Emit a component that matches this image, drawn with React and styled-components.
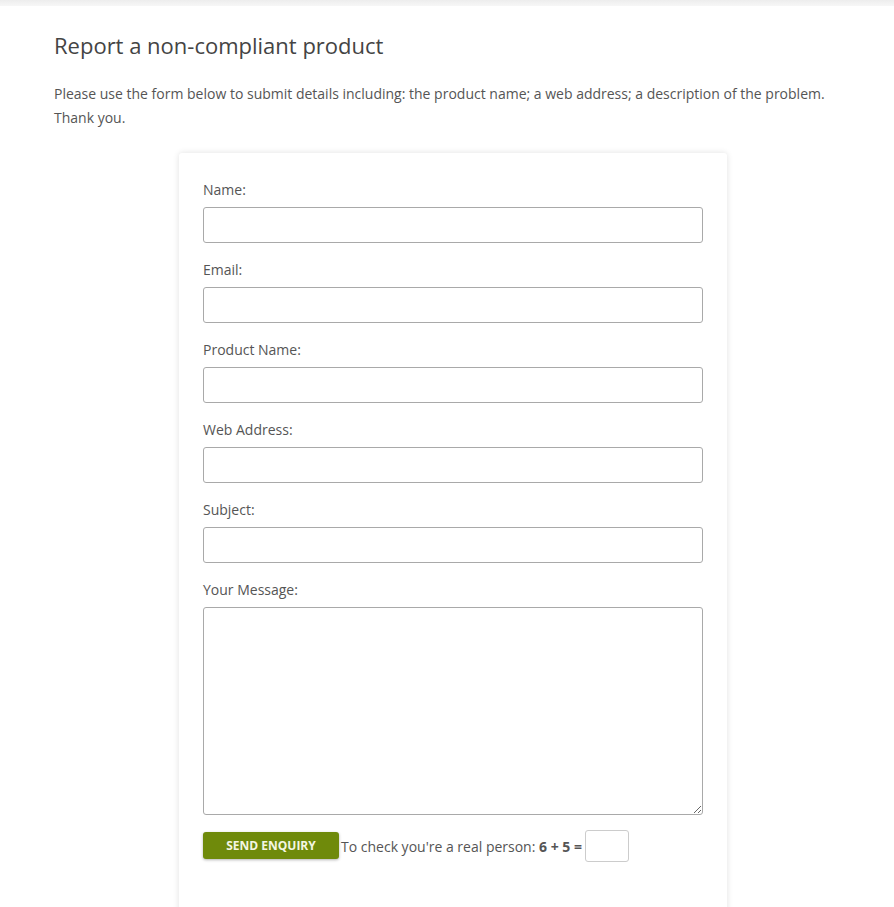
import styled, { createGlobalStyle } from 'styled-components'

const GlobalStyle = createGlobalStyle`
    body {
        margin: 0;
        background: #fff;
        font-family: "Open Sans", "Noto Sans", sans-serif;
        color: #555;
    }
`

const fields = ['Name:', 'Email:', 'Product Name:', 'Web Address:', 'Subject:']

const App = () => {
    return (
        <>
            <GlobalStyle />
            <TopBar />
            <Page>
                <Title>Report a non-compliant product</Title>
                <Intro>
                    Please use the form below to submit details including: the product name; a web address; a description of the problem.
                    <br />
                    Thank you.
                </Intro>

                <Card>
                    {fields.map((label) => (
                        <Field key={label}>
                            <Label>{label}</Label>
                            <Input type='text' />
                        </Field>
                    ))}
                    <Field>
                        <Label>Your Message:</Label>
                        <Message />
                    </Field>

                    {/* submit + sum check */}
                    <SubmitRow>
                        <SendButton>SEND ENQUIRY</SendButton>
                        <Check>
                            To check you're a real person: <b>6 + 5 =</b>
                        </Check>
                        <Answer type='text' />
                    </SubmitRow>
                </Card>
            </Page>
        </>
    )
}

const TopBar = styled.div`
    height: 6px;
    background: linear-gradient(#ededed, #f7f7f7);
`

const Page = styled.main`
    padding: 0 42px 0 54px;
`

const Title = styled.h1`
    margin: 21px 0 0;
    font-size: 22px;
    font-weight: 400;
    line-height: 36px;
    color: #444;
`

const Intro = styled.p`
    margin: 19px 0 0;
    font-size: 14px;
    line-height: 24px;
    color: #555;
`

const Card = styled.form`
    width: 500px;
    margin: 23px auto 0;
    padding: 27px 24px 60px;
    background: #fff;
    border-radius: 3px;
    box-shadow: 0 0 6px rgba(0, 0, 0, 0.12);
`

const Field = styled.div`
    margin-bottom: 17px;
`

const Label = styled.label`
    display: block;
    font-size: 14px;
    line-height: 20px;
    margin-bottom: 7px;
    color: #555;
`

const Input = styled.input`
    display: block;
    box-sizing: border-box;
    width: 100%;
    height: 36px;
    margin: 0;
    border: 1px solid #a9a9a9;
    border-radius: 3px;
    background: #fff;
    font-family: inherit;
    font-size: 14px;
`

const Message = styled.textarea`
    display: block;
    box-sizing: border-box;
    width: 100%;
    height: 208px;
    margin: 0;
    border: 1px solid #a9a9a9;
    border-radius: 3px;
    font-family: inherit;
`

const SubmitRow = styled.div`
    display: flex;
    align-items: center;
    margin-top: -2px;
`

const SendButton = styled.button`
    width: 136px;
    height: 27px;
    margin-top: -1px;
    border: none;
    border-radius: 3px;
    background: #6f8a0b;
    color: #f4f6e2;
    font-family: inherit;
    font-size: 12px;
    font-weight: 700;
    box-shadow: 0 1px 3px rgba(0, 0, 0, 0.3);
    cursor: pointer;
`

const Check = styled.span`
    margin-left: 2px;
    font-size: 14px;
    color: #555;

    b {
        font-weight: 700;
    }
`

const Answer = styled.input`
    box-sizing: border-box;
    width: 44px;
    height: 32px;
    margin-left: 3px;
    border: 1px solid #ccc;
    border-radius: 3px;
`

export default App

### GIVEN TASK
Transcribe the full listing character for character. Pictures are excluded.

### CORRECT RESPONSE
Emit a component that matches this image, drawn with React and styled-components.
import styled, { createGlobalStyle } from 'styled-components'

const GlobalStyle = createGlobalStyle`
    body {
        margin: 0;
        background: #fff;
        font-family: "Open Sans", "Noto Sans", sans-serif;
        color: #555;
    }
`

const fields = ['Name:', 'Email:', 'Product Name:', 'Web Address:', 'Subject:']

const App = () => {
    return (
        <>
            <GlobalStyle />
            <TopBar />
            <Page>
                <Title>Report a non-compliant product</Title>
                <Intro>
                    Please use the form below to submit details including: the product name; a web address; a description of the problem.
                    <br />
                    Thank you.
                </Intro>

                <Card>
                    {fields.map((label) => (
                        <Field key={label}>
                            <Label>{label}</Label>
                            <Input type='text' />
                        </Field>
                    ))}
                    <Field>
                        <Label>Your Message:</Label>
                        <Message />
                    </Field>

                    {/* submit + sum check */}
                    <SubmitRow>
                        <SendButton>SEND ENQUIRY</SendButton>
                        <Check>
                            To check you're a real person: <b>6 + 5 =</b>
                        </Check>
                        <Answer type='text' />
                    </SubmitRow>
                </Card>
            </Page>
        </>
    )
}

const TopBar = styled.div`
    height: 6px;
    background: linear-gradient(#ededed, #f7f7f7);
`

const Page = styled.main`
    padding: 0 42px 0 54px;
`

const Title = styled.h1`
    margin: 21px 0 0;
    font-size: 22px;
    font-weight: 400;
    line-height: 36px;
    color: #444;
`

const Intro = styled.p`
    margin: 19px 0 0;
    font-size: 14px;
    line-height: 24px;
    color: #555;
`

const Card = styled.form`
    width: 500px;
    margin: 23px auto 0;
    padding: 27px 24px 60px;
    background: #fff;
    border-radius: 3px;
    box-shadow: 0 0 6px rgba(0, 0, 0, 0.12);
`

const Field = styled.div`
    margin-bottom: 17px;
`

const Label = styled.label`
    display: block;
    font-size: 14px;
    line-height: 20px;
    margin-bottom: 7px;
    color: #555;
`

const Input = styled.input`
    display: block;
    box-sizing: border-box;
    width: 100%;
    height: 36px;
    margin: 0;
    border: 1px solid #a9a9a9;
    border-radius: 3px;
    background: #fff;
    font-family: inherit;
    font-size: 14px;
`

const Message = styled.textarea`
    display: block;
    box-sizing: border-box;
    width: 100%;
    height: 208px;
    margin: 0;
    border: 1px solid #a9a9a9;
    border-radius: 3px;
    font-family: inherit;
`

const SubmitRow = styled.div`
    display: flex;
    align-items: center;
    margin-top: -2px;
`

const SendButton = styled.button`
    width: 136px;
    height: 27px;
    margin-top: -1px;
    border: none;
    border-radius: 3px;
    background: #6f8a0b;
    color: #f4f6e2;
    font-family: inherit;
    font-size: 12px;
    font-weight: 700;
    box-shadow: 0 1px 3px rgba(0, 0, 0, 0.3);
    cursor: pointer;
`

const Check = styled.span`
    margin-left: 2px;
    font-size: 14px;
    color: #555;

    b {
        font-weight: 700;
    }
`

const Answer = styled.input`
    box-sizing: border-box;
    width: 44px;
    height: 32px;
    margin-left: 3px;
    border: 1px solid #ccc;
    border-radius: 3px;
`

export default App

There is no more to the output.